Wiki reading lists
Writing about web page https://my.pbwiki.com/
We have been considering the use of wiki functionality for building reading lists between academics and librarians.
Something like PBwiki would do the job. I wonder which other wiki applications, ideally hosted and free, might be out there which could do the job as well.
Both the academic and the librarian should receive and instant email alert of any edits made by either of them, and the email alert should quote the text that has been added or deleted. The wiki should also allow switching of access permissions between public-view and editors-only.
A wiki page for each module can be used to which both the academic and the library have access permissions. The academic can paste references on this page as and when he or she identifies them, potentially throughout the year but perhaps most likely in the summer. Every such change generates an email alert containing the addition to the wiki page. The library can check these as and when posted. Once checked the library edits the wiki page to add either a link to an existent subscription or library holdings catalogue record, or to a digital scan, or to a free web version, or to a catalogue record for the order, or a note to advise it is out of print, or any other relevant comment. Updates on student numbers for the module could also be posted on the wiki page.

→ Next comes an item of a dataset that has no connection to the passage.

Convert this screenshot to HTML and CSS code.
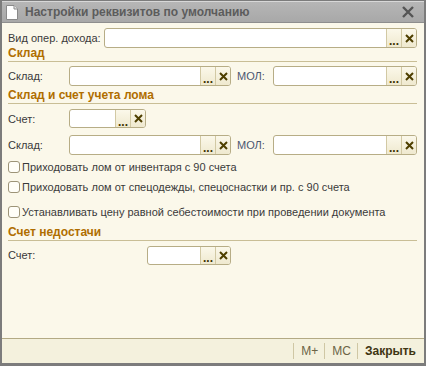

A reading list is primarily a printable document intended for students. There is no need to use it as an order form for library resources. The bottle-neck workflow by which academics finish their reading list documents by a date and forward them to the library for checking and ordering is a document centric approach presenting known problems.
It would be much preferable if reading lists could be built up in a tentative way as an iterative, incremental dialogue between each academic and the library. The communication process between academics and the library could be improved by using wiki functionality:
- Treating references singly as opposed to bundled in lists.
- Dealing with them as and when identified by academics without having to wait for a definitive list.
- Feeding back to the academic timely information about availability and alternatives.
- Giving academics the lead time to make a choice informed with the librarians’ knowledge of information resourcing.
Although wiki functionality seems most efficient, alternative technologies could also serve the same purpose, e.g. a common closed web page with notification. Unfortunately Google Docs does not appear to notify of edits, otherwise it would have been enough.
Nevertheless, there are various practical considerations to take into account for a scaleable implementation beyond a small pilot. Ideally the technology should make things easier for both the academics and the library, but in practice making it too easy to submit references may overwhelm the library with submissions.
We would probably have to try on a small scale and fine-tune the process first. It would be nice to hear about any reading list wikis elsewhere.